--- start Listing ---

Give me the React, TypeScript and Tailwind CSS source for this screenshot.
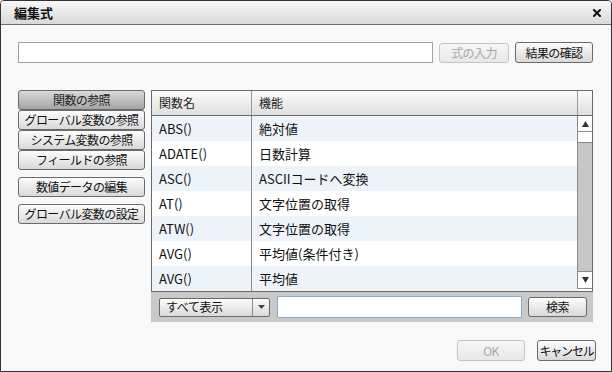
import React from "react";

const font = { fontFamily: "'Noto Sans CJK JP', 'Noto Sans', sans-serif" };

const rows: [string, string][] = [
  ["ABS()", "絶対値"],
  ["ADATE()", "日数計算"],
  ["ASC()", "ASCIIコードへ変換"],
  ["AT()", "文字位置の取得"],
  ["ATW()", "文字位置の取得"],
  ["AVG()", "平均値(条件付き)"],
  ["AVG()", "平均値"],
];

function Btn({ children, className = "", disabled = false, active = false }: { children: React.ReactNode; className?: string; disabled?: boolean; active?: boolean }) {
  const base = "flex items-center justify-center whitespace-nowrap rounded-[3px] border text-[12px] leading-none tracking-[-0.6px]";
  const look = disabled
    ? "border-[#c4c4c4] bg-gradient-to-b from-[#f6f6f6] to-[#e8e8e8] text-[#a8a8a8]"
    : active
    ? "border-[#6a6a6a] bg-gradient-to-b from-[#dadada] to-[#a4a4a4] text-[#222]"
    : "border-[#6a6a6a] bg-gradient-to-b from-[#fcfcfc] to-[#d9d9d9] text-[#111]";
  return <div className={`${base} ${look} ${className}`}>{children}</div>;
}

export default function App() {
  return (
    <div style={font} className="w-[612px] h-[372px] overflow-hidden">
      <div className="w-[612px] h-[372px] border border-[#333] rounded-t-[4px] bg-[#f7f8f7] flex flex-col overflow-hidden">
        {/* title bar */}
        <div className="h-[24px] shrink-0 flex items-center justify-between pl-[13px] pr-[10px] bg-gradient-to-b from-[#f7f7f7] to-[#d9d9d9] border-b border-[#6d6d6d]">
          <span className="text-[13px] font-bold text-[#111] leading-none">編集式</span>
          <svg width="8" height="8" viewBox="0 0 8 8" className="mt-[1px]">
            <path d="M1 1 L7 7 M7 1 L1 7" stroke="#111" strokeWidth="2" strokeLinecap="square" />
          </svg>
        </div>

        {/* body */}
        <div className="flex flex-col pl-[17px] pt-[17px]">
          <div className="flex items-center gap-[6px]">
            <div className="w-[415px] h-[21px] border border-[#a2a2a2] bg-white" />
            <Btn disabled className="w-[70px] h-[20px]">式の入力</Btn>
            <Btn className="w-[78px] h-[21px]">結果の確認</Btn>
          </div>

          <div className="flex mt-[27px] gap-[6px]">
            {/* left buttons */}
            <div className="w-[127px] flex flex-col">
              <Btn active className="h-[20px]">関数の参照</Btn>
              <Btn className="h-[20px]">グローバル変数の参照</Btn>
              <Btn className="h-[20px]">システム変数の参照</Btn>
              <Btn className="h-[20px]">フィールドの参照</Btn>
              <Btn className="h-[20px] mt-[7px]">数値データの編集</Btn>
              <Btn className="h-[20px] mt-[7px]">グローバル変数の設定</Btn>
            </div>

            {/* table panel */}
            <div className="w-[442px] flex flex-col">
              <div className="border border-[#6a6a6a] flex flex-col bg-white">
                {/* header */}
                <div className="h-[25px] flex border-b border-[#6a6a6a] bg-gradient-to-b from-[#fbfbfb] to-[#dfdfdf] text-[12px] text-[#222]">
                  <div className="w-[100px] border-r border-[#9a9a9a] flex items-center pl-[7px]">関数名</div>
                  <div className="flex-1 flex items-center pl-[7px] border-r border-[#9a9a9a]">機能</div>
                  <div className="w-[14px]" />
                </div>
                <div className="flex">
                  <div className="flex-1 flex flex-col">
                    {rows.map(([n, d], i) => (
                      <div key={i} className={`h-[25px] flex text-[13px] text-[#111] ${i % 2 === 0 ? "bg-[#eef3fa]" : "bg-white"}`}>
                        <div className="w-[100px] border-r border-[#8a8a8a] flex items-center pl-[7px]">{n}</div>
                        <div className="flex-1 flex items-center pl-[7px]">{d}</div>
                      </div>
                    ))}
                  </div>
                  {/* scrollbar */}
                  <div className="w-[15px] flex flex-col border-l border-[#8a8a8a] bg-[#c6c6c6] h-[173px] border-b border-[#8a8a8a]">
                    <div className="h-[16px] bg-white border-b border-[#8a8a8a] flex items-center justify-center">
                      <svg width="7" height="6" viewBox="0 0 7 6"><path d="M3.5 0 L7 6 L0 6 Z" fill="#333" /></svg>
                    </div>
                    <div className="h-[11px] bg-white border-b border-[#8a8a8a]" />
                    <div className="flex-1" />
                    <div className="h-[17px] bg-white border-t border-[#8a8a8a] flex items-center justify-center">
                      <svg width="7" height="6" viewBox="0 0 7 6"><path d="M0 0 L7 0 L3.5 6 Z" fill="#333" /></svg>
                    </div>
                  </div>
                </div>
              </div>
              {/* bottom bar */}
              <div className="h-[30px] bg-[#c9c9c9] flex items-center pl-[8px]">
                <div className="w-[111px] h-[19px] flex rounded-[2px] border border-[#6a6a6a] bg-gradient-to-b from-[#fcfcfc] to-[#dadada] text-[12px] text-[#111]">
                  <div className="flex-1 flex items-center pl-[6px] border-r border-[#8a8a8a] tracking-[-0.4px]">すべて表示</div>
                  <div className="w-[16px] flex items-center justify-center">
                    <svg width="7" height="4" viewBox="0 0 7 4"><path d="M0 0 L7 0 L3.5 4 Z" fill="#444" /></svg>
                  </div>
                </div>
                <div className="ml-[7px] w-[245px] h-[22px] border border-[#7fa9d6] bg-white rounded-[1px]" />
                <Btn className="ml-[6px] w-[59px] h-[20px]">検索</Btn>
              </div>
            </div>
          </div>
        </div>

        {/* footer */}
        <div className="flex-1" />
        <div className="flex justify-end gap-[12px] pr-[15px] pb-[10px]">
          <Btn disabled className="w-[68px] h-[21px]">OK</Btn>
          <Btn className="w-[59px] h-[21px] tracking-[-1.2px]">キャンセル</Btn>
        </div>
      </div>
    </div>
  );
}
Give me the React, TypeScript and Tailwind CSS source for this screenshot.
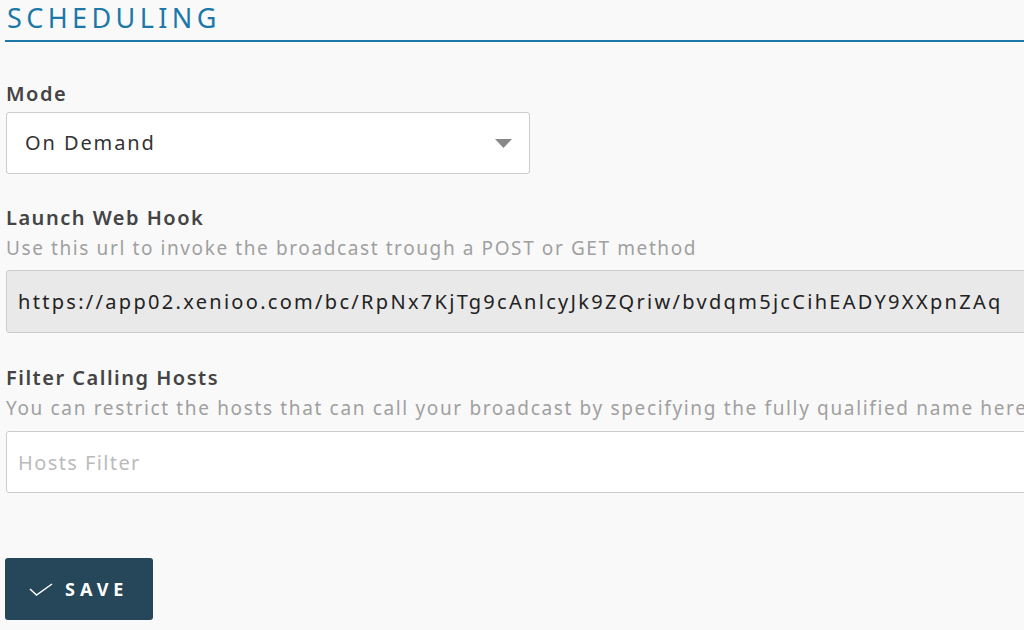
const font = { fontFamily: '"Noto Sans", "Open Sans", sans-serif' };

const labelCls = "h-6 text-[20px] leading-6 font-semibold tracking-[1.5px] text-[#444]";
const hintCls = "mt-[6px] h-6 text-[19px] leading-6 tracking-[1.6px] text-[#a0a0a0] whitespace-nowrap";
const boxCls = "flex items-center rounded-[3px] border border-[#cccccc] text-[20px] whitespace-nowrap";

export default function App() {
  return (
    <div className="h-[630px] w-[1024px] overflow-hidden bg-[#f9f9f9]" style={font}>
      <div className="ml-[5px] flex h-[42px] items-start border-b-2 border-[#1b78a8]">
        <h2 className="ml-[2px] mt-[2px] text-[27px] leading-8 font-normal tracking-[4.4px] text-[#1b78a8]">
          SCHEDULING
        </h2>
      </div>

      <div className="pl-[6px]">
        <div className={`${labelCls} mt-[40px]`}>Mode</div>
        <div className={`${boxCls} mt-[6px] h-[62px] w-[524px] justify-between bg-white pl-[18px] pr-[17px] tracking-[1.9px] text-[#333]`}>
          <span>On Demand</span>
          <svg width="17" height="9" viewBox="0 0 17 9">
            <path d="M0 0h17L8.5 9z" fill="#888" />
          </svg>
        </div>

        <div className={`${labelCls} mt-[32px]`}>Launch Web Hook</div>
        <div className={hintCls}>Use this url to invoke the broadcast trough a POST or GET method</div>
        <div className={`${boxCls} mt-[10px] h-[63px] w-[1060px] bg-[#e9e9e9] pl-[11px] tracking-[2.3px] text-[#222]`}>
          https://app02.xenioo.com/bc/RpNx7KjTg9cAnlcyJk9ZQriw/bvdqm5jcCihEADY9XXpnZAq
        </div>

        <div className={`${labelCls} mt-[33px]`}>Filter Calling Hosts</div>
        <div className={`${hintCls} tracking-[1.65px]`}>
          You can restrict the hosts that can call your broadcast by specifying the fully qualified name here (comma separated)
        </div>
        <input
          placeholder="Hosts Filter"
          className={`${boxCls} mt-[11px] h-[62px] w-[1060px] bg-white pl-[11px] tracking-[1.4px] text-[#333] outline-none placeholder:text-[#bbb]`}
        />

        <button
          type="button"
          className="mt-[65px] -ml-px flex h-[62px] w-[148px] items-center gap-[12px] rounded-[3px] bg-[#264659] pl-[24px] text-[18px] font-bold tracking-[5px] text-white"
        >
          <svg width="24" height="13" viewBox="0 0 24 13" fill="none" stroke="currentColor" strokeWidth="1.5">
            <polyline points="1,6 7.5,12 23,1" />
          </svg>
          SAVE
        </button>
      </div>
    </div>
  );
}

--- end Listing ---

Return the lines exactly as they stand, from the start of the entries through the line holding "CJK JP', 'Noto"; omit the pictures.

→ **Written reply**
Give me the React, TypeScript and Tailwind CSS source for this screenshot.
import React from "react";

const font = { fontFamily: "'Noto Sans CJK JP', 'Noto Sans', sans-serif" };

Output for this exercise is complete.